» **The exercise**
Reproduce each line of the material exactly, minus any picture.

» **Given information**
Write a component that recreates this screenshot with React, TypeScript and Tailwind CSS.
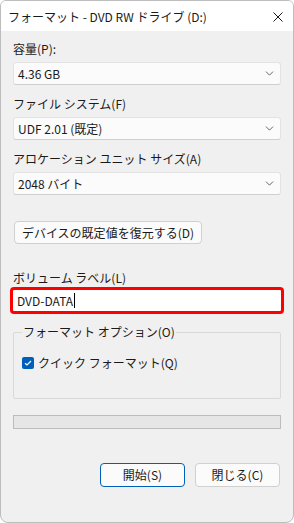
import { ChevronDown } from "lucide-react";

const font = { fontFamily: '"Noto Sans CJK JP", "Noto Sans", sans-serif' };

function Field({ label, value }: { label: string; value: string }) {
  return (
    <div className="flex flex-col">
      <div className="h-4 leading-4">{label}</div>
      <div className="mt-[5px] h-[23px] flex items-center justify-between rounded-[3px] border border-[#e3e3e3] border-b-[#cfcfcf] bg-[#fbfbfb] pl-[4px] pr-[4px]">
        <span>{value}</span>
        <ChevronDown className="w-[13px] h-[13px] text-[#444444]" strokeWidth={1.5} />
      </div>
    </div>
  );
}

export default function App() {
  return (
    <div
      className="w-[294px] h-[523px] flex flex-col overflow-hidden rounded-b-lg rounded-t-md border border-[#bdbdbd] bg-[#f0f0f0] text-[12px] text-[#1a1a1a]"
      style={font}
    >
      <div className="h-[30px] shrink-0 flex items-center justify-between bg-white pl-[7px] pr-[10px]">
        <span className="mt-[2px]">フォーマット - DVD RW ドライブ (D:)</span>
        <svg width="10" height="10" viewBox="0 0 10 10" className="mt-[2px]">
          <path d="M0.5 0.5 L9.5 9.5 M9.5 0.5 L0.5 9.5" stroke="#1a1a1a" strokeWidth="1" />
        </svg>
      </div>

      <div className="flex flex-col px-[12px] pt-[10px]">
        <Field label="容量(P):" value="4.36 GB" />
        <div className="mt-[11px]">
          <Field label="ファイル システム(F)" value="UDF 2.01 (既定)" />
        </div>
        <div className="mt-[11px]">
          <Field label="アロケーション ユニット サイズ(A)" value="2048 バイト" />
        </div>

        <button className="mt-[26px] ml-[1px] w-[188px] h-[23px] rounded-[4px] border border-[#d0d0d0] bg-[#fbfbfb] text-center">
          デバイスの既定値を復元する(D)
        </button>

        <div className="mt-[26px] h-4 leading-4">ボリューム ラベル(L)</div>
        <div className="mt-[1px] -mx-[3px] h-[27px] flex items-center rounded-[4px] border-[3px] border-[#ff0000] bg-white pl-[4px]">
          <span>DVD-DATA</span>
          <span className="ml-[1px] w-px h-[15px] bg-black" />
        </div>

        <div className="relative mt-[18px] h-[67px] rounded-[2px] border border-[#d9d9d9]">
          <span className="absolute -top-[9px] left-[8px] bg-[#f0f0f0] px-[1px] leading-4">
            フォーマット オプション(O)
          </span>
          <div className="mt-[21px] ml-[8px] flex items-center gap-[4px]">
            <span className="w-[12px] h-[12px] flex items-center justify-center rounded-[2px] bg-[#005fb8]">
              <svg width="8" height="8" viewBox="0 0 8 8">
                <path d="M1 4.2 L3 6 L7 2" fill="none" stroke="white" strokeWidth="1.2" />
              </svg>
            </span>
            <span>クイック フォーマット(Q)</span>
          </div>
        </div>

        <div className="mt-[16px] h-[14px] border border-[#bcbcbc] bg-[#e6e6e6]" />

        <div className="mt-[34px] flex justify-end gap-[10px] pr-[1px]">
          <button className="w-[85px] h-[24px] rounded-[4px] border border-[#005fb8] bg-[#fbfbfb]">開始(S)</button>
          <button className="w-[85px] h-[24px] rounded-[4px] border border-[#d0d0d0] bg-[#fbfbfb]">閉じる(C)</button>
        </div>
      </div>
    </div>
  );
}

» **Full output**
Write a component that recreates this screenshot with React, TypeScript and Tailwind CSS.
import { ChevronDown } from "lucide-react";

const font = { fontFamily: '"Noto Sans CJK JP", "Noto Sans", sans-serif' };

function Field({ label, value }: { label: string; value: string }) {
  return (
    <div className="flex flex-col">
      <div className="h-4 leading-4">{label}</div>
      <div className="mt-[5px] h-[23px] flex items-center justify-between rounded-[3px] border border-[#e3e3e3] border-b-[#cfcfcf] bg-[#fbfbfb] pl-[4px] pr-[4px]">
        <span>{value}</span>
        <ChevronDown className="w-[13px] h-[13px] text-[#444444]" strokeWidth={1.5} />
      </div>
    </div>
  );
}

export default function App() {
  return (
    <div
      className="w-[294px] h-[523px] flex flex-col overflow-hidden rounded-b-lg rounded-t-md border border-[#bdbdbd] bg-[#f0f0f0] text-[12px] text-[#1a1a1a]"
      style={font}
    >
      <div className="h-[30px] shrink-0 flex items-center justify-between bg-white pl-[7px] pr-[10px]">
        <span className="mt-[2px]">フォーマット - DVD RW ドライブ (D:)</span>
        <svg width="10" height="10" viewBox="0 0 10 10" className="mt-[2px]">
          <path d="M0.5 0.5 L9.5 9.5 M9.5 0.5 L0.5 9.5" stroke="#1a1a1a" strokeWidth="1" />
        </svg>
      </div>

      <div className="flex flex-col px-[12px] pt-[10px]">
        <Field label="容量(P):" value="4.36 GB" />
        <div className="mt-[11px]">
          <Field label="ファイル システム(F)" value="UDF 2.01 (既定)" />
        </div>
        <div className="mt-[11px]">
          <Field label="アロケーション ユニット サイズ(A)" value="2048 バイト" />
        </div>

        <button className="mt-[26px] ml-[1px] w-[188px] h-[23px] rounded-[4px] border border-[#d0d0d0] bg-[#fbfbfb] text-center">
          デバイスの既定値を復元する(D)
        </button>

        <div className="mt-[26px] h-4 leading-4">ボリューム ラベル(L)</div>
        <div className="mt-[1px] -mx-[3px] h-[27px] flex items-center rounded-[4px] border-[3px] border-[#ff0000] bg-white pl-[4px]">
          <span>DVD-DATA</span>
          <span className="ml-[1px] w-px h-[15px] bg-black" />
        </div>

        <div className="relative mt-[18px] h-[67px] rounded-[2px] border border-[#d9d9d9]">
          <span className="absolute -top-[9px] left-[8px] bg-[#f0f0f0] px-[1px] leading-4">
            フォーマット オプション(O)
          </span>
          <div className="mt-[21px] ml-[8px] flex items-center gap-[4px]">
            <span className="w-[12px] h-[12px] flex items-center justify-center rounded-[2px] bg-[#005fb8]">
              <svg width="8" height="8" viewBox="0 0 8 8">
                <path d="M1 4.2 L3 6 L7 2" fill="none" stroke="white" strokeWidth="1.2" />
              </svg>
            </span>
            <span>クイック フォーマット(Q)</span>
          </div>
        </div>

        <div className="mt-[16px] h-[14px] border border-[#bcbcbc] bg-[#e6e6e6]" />

        <div className="mt-[34px] flex justify-end gap-[10px] pr-[1px]">
          <button className="w-[85px] h-[24px] rounded-[4px] border border-[#005fb8] bg-[#fbfbfb]">開始(S)</button>
          <button className="w-[85px] h-[24px] rounded-[4px] border border-[#d0d0d0] bg-[#fbfbfb]">閉じる(C)</button>
        </div>
      </div>
    </div>
  );
}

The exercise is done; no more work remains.